A new sign has appeared in the Tienda Inglesa parking lot in Atlántida.
In a northern setting, it wouldn’t merit a second glance (except for being in Spanish: ”Thanks for leaving your shopping cart here.”)
However, as I joked to the employee in the parking lot, you can tell the new owners are American.
Klaff Realty, LP, owners of the Safeway and Albertson’s supermarket chains in north America, bought Tienda Inglesa’s 10 stores in March for $120 million. The shift has been subtle but palpable: aisles opening up, less innacessible merchandise cluttering the tops of shelf units.
And now this — thanking customers for not simply abandoning their shopping cart anywhere in the crowded parking lot (often requiring the next person to move it before being able to park).. Wow! Efficiency! Innovation! Think of what could happen next.
Maybe they’ll instruct employees not to block entire aisles with shopping carts as they stock shelves during the busiest periods? Nah, unlikely.

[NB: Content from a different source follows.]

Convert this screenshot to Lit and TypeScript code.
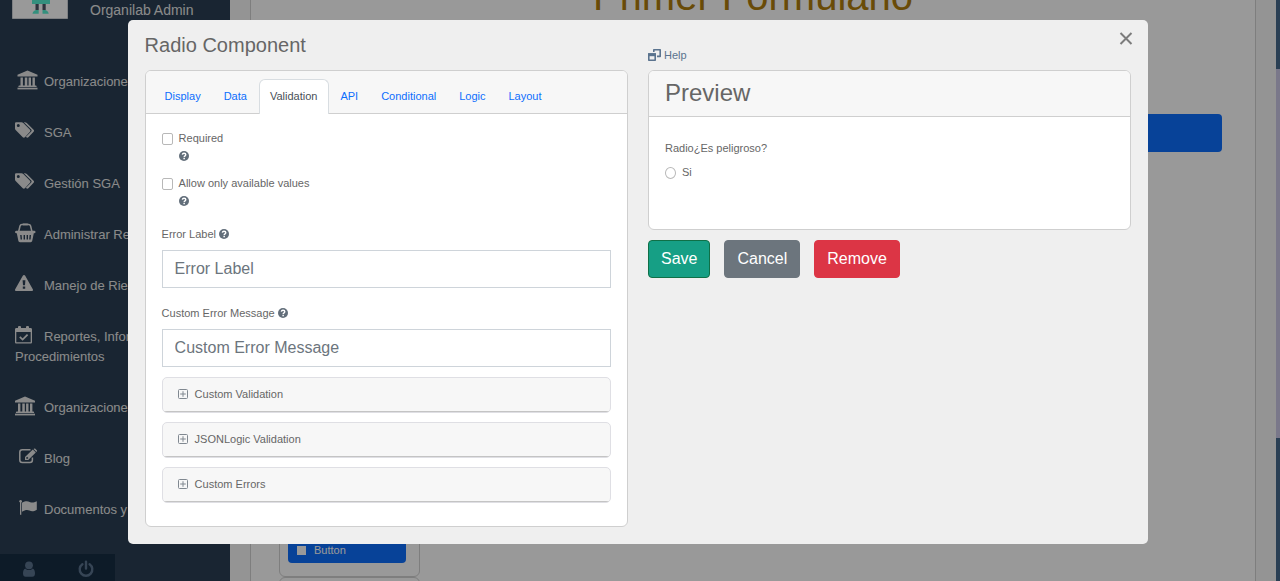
import { LitElement, html, svg, css } from "lit";
import { customElement, property } from "lit/decorators.js";
import { classMap } from "lit/directives/class-map.js";

const bank = svg`<path d="M10-.6 20 3.800V5.500H0V3.800Z"/><path d="M3 6.500h2.400v8.100h1.900V6.500h2.500v8.100h1.300V6.500h2.400v8.100h1.500V6.500H17.400v8.100h.9c.5 0 .8.4.8.9v.6H.9v-.6c0-.5.4-.9.9-.9H3Z"/><path d="M0 16.700h20v1.700H0Z"/>`;

const icons = {
  bank: svg`<g>${bank}</g>`,
  bankWide: svg`<g transform="translate(2.5 0)">${bank}</g>`,
  tags: svg`<path fill-rule="evenodd" d="M0 1.4C0 .7.6.2 1.3.2H6.4c.7 0 1.400.300 1.900.8l6.700 6.700c.6.6.6 1.500 0 2.100L9.900 15.200c-.6.6-1.500.6-2.100 0L.9 8.300C.4 7.800 0 7.100 0 6.400ZM3.300 2a1.500 1.500 0 1 0 0 3 1.500 1.500 0 0 0 0-3Z"/><path d="M8.800.2h1c.7 0 1.500.300 2 .8l6.800 6.700c.6.6.6 1.500 0 2.100l-5.200 5.400c-.7.7-1.500.6-2.100 0l-.4-.4 5.300-5.300c.5-.6.5-1.400 0-1.900Z"/>`,
  basket: svg`<path fill="none" stroke="currentColor" stroke-width="1.500" d="M3.700 7.500 5 2C5.300.8 6 .6 7 .6h6.600c1 0 1.700.2 2 1.400l1.300 5.500"/><path fill="none" stroke="currentColor" stroke-width="1.800" d="M7.800.4h5"/><path fill-rule="evenodd" d="M1.200 6.800h18.200c1.600 0 1.600 2.500 0 2.500h-.6l-1.500 7.300c-.2 1-.8 1.600-1.700 1.600H5c-.9 0-1.500-.6-1.700-1.600L1.800 9.300h-.6c-1.600 0-1.600-2.500 0-2.500ZM5.200 11l.4 4.500H7L6.600 11Zm3.400 0v4.500H10V11Zm3 0v4.500h1.400V11Zm3 0-.4 4.500h1.400l.4-4.500Z"/>`,
  warning: svg`<path fill-rule="evenodd" d="M9 0c.6 0 .9.200 1.200.7l7.600 13.600c.5.9-.1 1.700-1 1.700H1.200c-.9 0-1.500-.8-1-1.700L7.800.7C8.100.2 8.400 0 9 0ZM7.600 5.300 8 10.200h2l.4-4.900ZM7.800 11.500v2.200h2.400v-2.200Z"/>`,
  calendar: svg`<path fill-rule="evenodd" d="M1.400 2H3V.8C3-.2 6-.2 6 .8V2h5V.8c0-1 3-1 3 0V2h1.600c.8 0 1.400.6 1.400 1.400v12.800c0 .8-.6 1.400-1.400 1.400H1.400c-.8 0-1.400-.6-1.400-1.400V3.400C0 2.600.6 2 1.400 2ZM1.300 6v10.300h14.400V6Z"/><path fill="none" stroke="currentColor" stroke-width="1.700" d="m4.800 10.800 2.800 2.800 5-5"/>`,
  edit: svg`<path fill="none" stroke="currentColor" stroke-width="1.500" d="M15.500 1.800H7.300c-1.500 0-2.500 1-2.500 2.500v7.600c0 1.500 1 2.500 2.500 2.500h7.600c1.500 0 2.500-1 2.500-2.500V9.500"/><path fill-rule="evenodd" d="M10 9 17.800 1.600 20.800 4.600 13.200 12H10ZM11.300 9.600V10.800H12.700L13.400 10 12.100 8.700Z"/><path d="m18.500 1.100.6-.4c.4-.3.800-.3 1.200 0l1.500 1.500c.4.4.4.800 0 1.200l-.5.6Z"/>`,
  flag: svg`<circle cx="5.600" cy="2.300" r="1.300"/><path d="M5 2h1.300v13.800H5Z"/><path d="M7 3.800c4-2.300 5.500-1.800 8.200-.6 2 .9 4.200.2 6.600-1v8.600c-3.200 1.800-5 2-7.300.8-2.300-1.200-4.500-.6-7.500 1.100Z"/>`,
};

type IconName = keyof typeof icons;

@customElement("help-tip")
export class HelpTip extends LitElement {
  static styles = css`
    :host {
      display: inline-block;
      width: 10px;
      height: 10px;
      vertical-align: -1px;
    }
    .glyph {
      display: block;
      width: 10px;
      height: 10px;
    }
  `;

  render() {
    return html`<svg class="glyph" viewBox="0 0 10 10" role="img" aria-label="?">
      <circle cx="5" cy="5" r="5" fill="#626e7a" />
      <path fill="none" stroke="#fff" stroke-width="1.400" d="M3.300 3.700C3.500 2.700 4.200 2.300 5 2.300c1 0 1.800.6 1.800 1.500C6.800 4.900 5.200 4.800 5.200 6.100" />
      <path fill="#fff" d="M4.400 6.800h1.500v1.400H4.400Z" />
    </svg>`;
  }
}

@customElement("side-nav")
export class SideNav extends LitElement {
  static styles = css`
    :host {
      display: flex;
      flex-direction: column;
      position: relative;
      width: 230px;
      flex: none;
      background: #2a3f54;
      color: #e7e7e7;
      overflow: hidden;
    }
    .profile {
      display: flex;
      gap: 22px;
      padding-left: 12px;
      align-items: flex-start;
    }
    .avatar {
      display: block;
      width: 56px;
      height: 19px;
    }
    .name {
      font-size: 14px;
      line-height: 20px;
    }
    .menu {
      list-style: none;
      margin: 37px 0 0;
      padding: 0;
    }
    .link {
      display: block;
      padding: 15px 15px 16px;
      font-size: 13px;
      line-height: 20px;
      color: inherit;
      text-decoration: none;
    }
    .icon {
      width: 29px;
      height: 18px;
      vertical-align: -4px;
      overflow: visible;
      fill: currentColor;
    }
    .footer {
      position: absolute;
      left: 0;
      bottom: 0;
      display: flex;
      width: 50%;
      background: #172d44;
    }
    .tool {
      flex: 1;
      display: flex;
      justify-content: center;
      padding: 6px 0 3px;
      border: 0;
      background: none;
      color: #5a738e;
    }
    .toolicon {
      width: 18px;
      height: 18px;
      fill: currentColor;
    }
  `;

  private entries: { icon: IconName; label: string }[] = [
    { icon: "bankWide", label: "Organizaciones" },
    { icon: "tags", label: "SGA" },
    { icon: "tags", label: "Gestión SGA" },
    { icon: "basket", label: "Administrar Reactivos" },
    { icon: "warning", label: "Manejo de Riesgos" },
    { icon: "calendar", label: "Reportes, Informes y Procedimientos" },
    { icon: "bank", label: "Organizaciones" },
    { icon: "edit", label: "Blog" },
    { icon: "flag", label: "Documentos y normas" },
  ];

  render() {
    return html`
      <div class="profile">
        <svg class="avatar" viewBox="0 0 56 19" aria-hidden="true">
          <path fill="#fff" stroke="#d3d6da" d="M.5-1V18.500H55.500V-1" />
          <path fill="#58f0d2" d="M20 0H38V4H20Z" />
          <path fill="#4c5666" d="M23.500 4h3.200v6h-3.200ZM30.500 4h3.200v6h-3.200Z" />
          <path fill="#58f0d2" d="M20.500 13.700c0-2 2-3 3.500-3.700h2.700v3.700ZM30.500 10h2.700c1.500.7 3.500 1.700 3.500 3.700h-6.200Z" />
        </svg>
        <span class="name">Organilab Admin</span>
      </div>
      <ul class="menu">
        ${this.entries.map(
          (e) => html`<li><a class="link" href="#"><svg class="icon" viewBox="0 1 29 18" aria-hidden="true">${icons[e.icon]}</svg>${e.label}</a></li>`
        )}
      </ul>
      <div class="footer">
        <button class="tool" aria-label="Perfil">
          <svg class="toolicon" viewBox="0 0 18 18"><circle cx="9" cy="5.300" r="3.900" /><path d="M5.300 8.400C3.500 9.200 3 11.500 3 13.500 3 15.500 4 16.800 5.700 16.800h6.600c1.700 0 2.700-1.300 2.700-3.300 0-2-.5-4.300-2.300-5.100-2 2-5.400 2-7.400 0Z" /></svg>
        </button>
        <button class="tool" aria-label="Salir">
          <svg class="toolicon" viewBox="0 0 18 18"><path fill="none" stroke="currentColor" stroke-width="2.400" stroke-linecap="round" d="M5.400 4.300a6.300 6.300 0 1 0 7.200 0M9 1.600v7" /></svg>
        </button>
      </div>
    `;
  }
}

@customElement("form-builder")
export class FormBuilder extends LitElement {
  static styles = css`
    :host {
      display: block;
      flex: 1;
      min-width: 0;
      padding: 0 20px;
      background: #f7f7f7;
      overflow: hidden;
    }
    .panel {
      min-height: 100%;
      box-sizing: border-box;
      padding: 0 33px 0 28px;
      border: 1px solid #d2d2d2;
      border-width: 0 1px;
      background: #fff;
    }
    .heading {
      margin: -28px -33px 0 -28px;
      text-align: center;
      font-size: 40px;
      font-weight: 400;
      line-height: 48px;
      color: #b07d0c;
    }
    .columns {
      display: flex;
      gap: 20px;
      padding-top: 94px;
      align-items: flex-start;
    }
    .palette {
      width: 141px;
      flex: none;
      box-sizing: border-box;
    }
    .group {
      box-sizing: border-box;
      padding: 8px 13px 13px 8px;
      border: 1px solid #d2d2d2;
      border-radius: 6px;
      height: 463px;
      display: flex;
      align-items: flex-end;
    }
    .component {
      display: flex;
      align-items: center;
      gap: 8px;
      width: 100%;
      height: 26px;
      padding: 0 9px;
      border: 0;
      border-radius: 4px;
      background: #0d6efd;
      color: #fff;
      font: 11px/16px "Liberation Sans", Arial, sans-serif;
    }
    .square {
      width: 9px;
      height: 9px;
      background: #fff;
    }
    .submit {
      flex: 1;
      height: 38px;
      border: 0;
      border-radius: 4px;
      background: #0d6efd;
      color: #fff;
      font: 16px/24px "Liberation Sans", Arial, sans-serif;
    }
  `;

  render() {
    return html`
      <div class="panel">
        <h1 class="heading">Primer Formulario</h1>
        <div class="columns">
          <div class="palette">
            <div class="group">
              <button class="component"><span class="square"></span>Button</button>
            </div>
            <div class="group"></div>
          </div>
          <button class="submit">Submit</button>
        </div>
      </div>
    `;
  }
}

@customElement("component-dialog")
export class ComponentDialog extends LitElement {
  @property() active = "Validation";

  static styles = css`
    :host {
      display: block;
      position: relative;
      box-sizing: border-box;
      width: 80%;
      padding: 13px 17px 17px;
      border-radius: 5px;
      background: #efefef;
      color: #666;
      font-size: 11px;
      line-height: 17px;
    }
    .top,
    .columns {
      display: grid;
      grid-template-columns: 1fr 1fr;
      column-gap: 20px;
    }
    .columns {
      align-items: start;
    }
    .top {
      height: 32px;
      margin-bottom: 5px;
    }
    .title {
      margin: 0;
      font-size: 20px;
      line-height: 24px;
      font-weight: 400;
    }
    .help {
      display: flex;
      align-items: center;
      align-self: end;
      justify-self: start;
      gap: 3px;
      line-height: 20px;
      color: #5a738e;
      text-decoration: none;
    }
    .helpicon {
      width: 13px;
      height: 12px;
    }
    .close {
      position: absolute;
      top: 10px;
      right: 14px;
      padding: 0;
      border: 0;
      background: none;
      width: 16px;
      height: 16px;
    }
    .cross {
      display: block;
      width: 16px;
      height: 16px;
    }
    .card {
      border: 1px solid #cfcfcf;
      border-radius: 6px;
      background: #fff;
      overflow: hidden;
    }
    .tabs {
      display: flex;
      padding: 8px 8px 0;
      border-bottom: 1px solid #cfcfcf;
      background: #f7f7f7;
    }
    .tab {
      margin-bottom: -1px;
      padding: 8px 11px 9px 10px;
      border: 1px solid transparent;
      border-bottom: 0;
      border-radius: 6px 6px 0 0;
      color: #0d6efd;
      text-decoration: none;
    }
    .tab.active {
      border-color: #d8dde1;
      background: #fff;
      color: #495057;
    }
    .body {
      padding: 16px 16px 23px;
    }
    .checks {
      display: grid;
      gap: 11px;
      margin-bottom: 17px;
    }
    .check {
      display: grid;
      grid-template-columns: 11px 1fr;
      column-gap: 6px;
    }
    .check help-tip {
      grid-column: 2;
      margin: 4px 0 3px;
    }
    .box {
      appearance: none;
      box-sizing: border-box;
      flex: none;
      width: 11px;
      height: 12px;
      margin: 3px 0 0;
      border: 1px solid #b8b8b8;
      border-radius: 2px;
      background: #fff;
    }
    .box.round {
      border-radius: 50%;
    }
    .field {
      display: flex;
      flex-direction: column;
      gap: 7px;
      margin-bottom: 17px;
    }
    .field.last {
      margin-bottom: 10px;
    }
    .text {
      box-sizing: border-box;
      width: 100%;
      height: 38px;
      padding: 6px 12px;
      border: 1px solid #ced4da;
      border-radius: 0;
      background: #fff;
      color: #495057;
      font: 16px/24px "Liberation Sans", Arial, sans-serif;
    }
    .text::placeholder {
      color: #6c757d;
      opacity: 1;
    }
    .panels {
      display: grid;
      gap: 9px;
    }
    .panel {
      border: 1px solid #dfdfe4;
      border-radius: 5px;
      background: #f7f7f7;
      overflow: hidden;
    }
    .toggle {
      display: flex;
      align-items: center;
      gap: 7px;
      width: 100%;
      padding: 8px 15px;
      border: 0;
      border-bottom: 1px solid #c4c4c4;
      background: none;
      color: #666;
      font: inherit;
    }
    .plus {
      width: 10px;
      height: 10px;
      margin-bottom: 2px;
      fill: none;
      stroke: #808890;
    }
    .previewtitle {
      margin: 0;
      padding: 7px 16px 9px;
      border-bottom: 1px solid #cfcfcf;
      background: #f7f7f7;
      font-size: 24px;
      line-height: 29px;
      font-weight: 400;
    }
    .previewbody {
      padding: 23px 16px 48px;
    }
    .option {
      display: flex;
      gap: 6px;
      margin-top: 7px;
    }
    .actions {
      display: flex;
      gap: 14px;
      margin-top: 10px;
    }
    .btn {
      height: 38px;
      padding: 0 12px;
      border: 1px solid transparent;
      border-radius: 4px;
      color: #fff;
      font: 16px/24px "Liberation Sans", Arial, sans-serif;
    }
    .save {
      background: #169f85;
      border-color: #0f7047;
    }
    .cancel {
      background: #6c757d;
      border-color: #6c757d;
    }
    .remove {
      background: #dc3545;
      border-color: #dc3545;
    }
  `;

  render() {
    const tabs = ["Display", "Data", "Validation", "API", "Conditional", "Logic", "Layout"];
    const panels = ["Custom Validation", "JSONLogic Validation", "Custom Errors"];
    return html`
      <div class="top">
        <h2 class="title">Radio Component</h2>
        <a class="help" href="#">
          <svg class="helpicon" viewBox="0 0 13 12" aria-hidden="true">
            <path fill="none" stroke="#5a738e" stroke-width="1.600" stroke-linejoin="round" d="M5.800 3V.8H12.200V7.400H9M.8 5H7.200V11.200H.8Z" />
            <path fill="#5a738e" d="M0 4.200H8V7.200H0Z" />
          </svg>Help</a>
      </div>
      <div class="columns">
        <section class="card">
          <nav class="tabs">
            ${tabs.map((t) => html`<a href="#" class=${classMap({ tab: true, active: t === this.active })} @click=${() => (this.active = t)}>${t}</a>`)}
          </nav>
          <div class="body">
            <div class="checks">
              <div class="check">
                <input class="box" type="checkbox" id="required" /><label for="required">Required</label>
                <help-tip></help-tip>
              </div>
              <div class="check">
                <input class="box" type="checkbox" id="available" /><label for="available">Allow only available values</label>
                <help-tip></help-tip>
              </div>
            </div>
            <div class="field">
              <label for="error-label">Error Label <help-tip></help-tip></label>
              <input class="text" id="error-label" type="text" placeholder="Error Label" />
            </div>
            <div class="field last">
              <label for="error-message">Custom Error Message <help-tip></help-tip></label>
              <input class="text" id="error-message" type="text" placeholder="Custom Error Message" />
            </div>
            <div class="panels">
              ${panels.map(
                (p) => html`<div class="panel">
                  <button class="toggle" aria-expanded="false">
                    <svg class="plus" viewBox="0 0 10 10" aria-hidden="true"><rect x=".5" y=".5" width="9" height="9" rx="1" /><path d="M5 2.200v5.600M2.200 5h5.600" /></svg>${p}
                  </button>
                </div>`
              )}
            </div>
          </div>
        </section>
        <section>
          <div class="card">
            <h4 class="previewtitle">Preview</h4>
            <div class="previewbody">
              <div>Radio¿Es peligroso?</div>
              <div class="option">
                <input class="box round" type="radio" id="si" name="peligroso" /><label for="si">Si</label>
              </div>
            </div>
          </div>
          <div class="actions">
            <button class="btn save">Save</button>
            <button class="btn cancel">Cancel</button>
            <button class="btn remove">Remove</button>
          </div>
        </section>
      </div>
      <button class="close" aria-label="Close">
        <svg class="cross" viewBox="0 0 16 16"><path fill="none" stroke="#7c7c7c" stroke-width="2" d="M2.500 3 13.500 14M13.500 3 2.500 14" /></svg>
      </button>
    `;
  }
}

@customElement("app-root")
export class AppRoot extends LitElement {
  static styles = css`
    :host {
      display: flex;
      height: 100vh;
      overflow: hidden;
      font-family: "Liberation Sans", Arial, sans-serif;
    }
    .page {
      position: relative;
      display: flex;
      flex: 1;
      min-width: 0;
    }
    .overlay {
      position: absolute;
      inset: 0;
      display: flex;
      justify-content: center;
      align-items: flex-start;
      padding-top: 20px;
      background: rgba(0, 0, 0, 0.4);
    }
    .scrollbar {
      display: grid;
      grid-template-rows: 69fr 369fr 143fr;
      width: 4px;
      background: #2a3f54;
    }
    .thumb {
      grid-row: 2;
      background: #7a788a;
    }
  `;

  render() {
    return html`
      <div class="page">
        <side-nav></side-nav>
        <form-builder></form-builder>
        <div class="overlay">
          <component-dialog role="dialog" aria-modal="true"></component-dialog>
        </div>
      </div>
      <div class="scrollbar"><div class="thumb"></div></div>
    `;
  }
}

Or teach cashiers that their little bar, referred to up north as a “separator” or “divider,” and sometimes saying “Next Customer,” has a function other than breaking the photo-electric beam that makes the conveyor belt move? Seriously, as we started to unload our shopping cart onto the Tienda Inglesa conveyor belt today, my wife reached for the divider to separate our groceries from the previous customer’s. The grumpy cashier actually grabbed it and put it back, insisting that its function was to turn the conveyor belt on and off.
Perhaps I should take a felt marker and start writing on them ”Próximo Cliente,” No, they’d probably consider that vandalism.
I do, however, find some inspiration in the gringo who got so tired of Montevideo restaurants listing unavailable menu items that he started carrying a Sharpie marker, and crossing them off the menu with indelible ink as they were announced nonexistent by the waiter. So wrong it’s just right!